2026-04-12
Your Office Burns 2,000X More Energy Than It Needs To

Your office just spent significantly more energy than it needed to.
Every case of bottled water in your breakroom represents an energy disaster. Producing bottled water requires dramatically more energy than producing tap water - often hundreds or even thousands of times more. That's not a typo.
I sell water systems, so yes, I have skin in this game. But the math doesn't lie.
The Hidden Energy Cost of Your Breakroom
Think about your last bottled water order. Fifty cases? A hundred? Each bottle went through manufacturing, filling, capping, labeling, packaging, shipping, and refrigeration. All to deliver something that flows from your tap.
The energy breakdown is insane:
- Manufacturing the plastic bottle
- Transporting empty bottles to the filling plant
- Processing and bottling the water
- Shipping filled bottles to distributors
- Trucking to your office
- Storing in refrigerated coolers
Compare that to tap water: it flows through existing infrastructure to your building. Done.
Your Office Is Part of the Problem
Americans use billions of plastic water bottles per year. Your office is contributing to that mountain of energy waste.
Here's what kills me: most offices don't even track this cost. You see the invoice for bottled water delivery. You don't see the hidden energy bill that everyone pays through environmental impact.
The Math That Should Scare You
Let's say your office uses 20 cases of bottled water per month. That's roughly 480 bottles. If bottled water uses hundreds of times more energy than tap water, you're burning through massive amounts of excess energy to get those bottles.
That excess energy has to come from somewhere. Power plants. Fossil fuels. Carbon emissions. All for water that's often just filtered tap water anyway.
Why This Matters Now
Energy costs aren't going down. Carbon regulations aren't getting lighter. Your company's sustainability commitments aren't getting easier to meet.
Yet most offices haven't done the basic math on their water energy footprint. They track printer paper usage but ignore the energy bomb in their breakroom.

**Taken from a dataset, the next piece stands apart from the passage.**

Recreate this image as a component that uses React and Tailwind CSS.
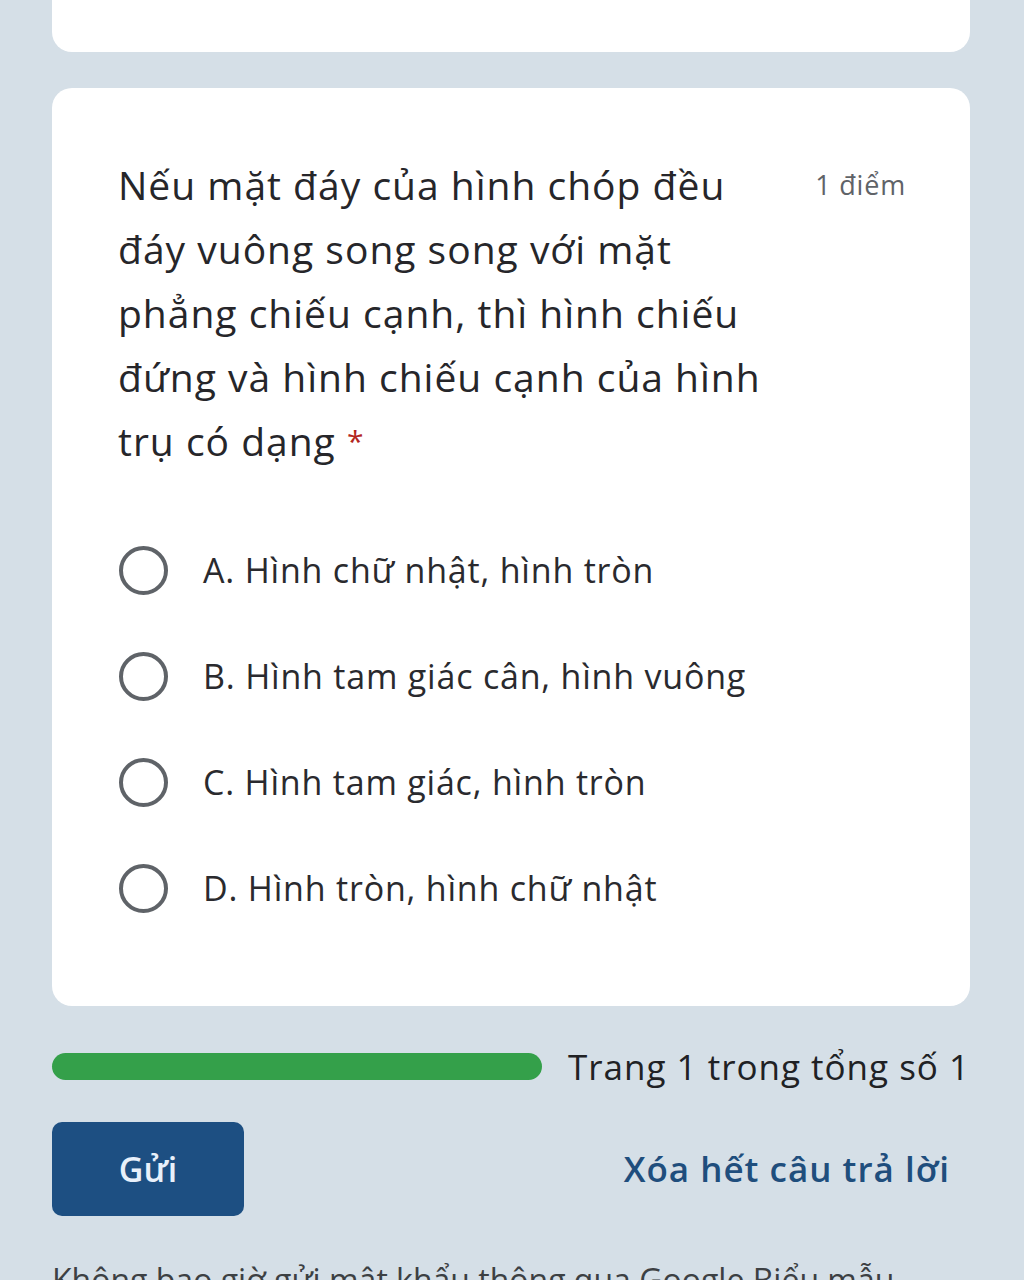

The Alternative Is Right There
Install a point-of-use water system. Connect it to your existing water line. Filter what you need, when you need it. No trucks. No plastic manufacturing. No massive energy penalty.
I've seen the resistance: "But bottled water is convenient." "What if the filter breaks?" "Our employees expect bottles."
Fair points. But convenience that costs dramatically more energy isn't really convenient. It's waste with good marketing.
The data is clear. Most plastic bottles don't get recycled and sit in landfills for hundreds of years.
Your office can do better. The math says so.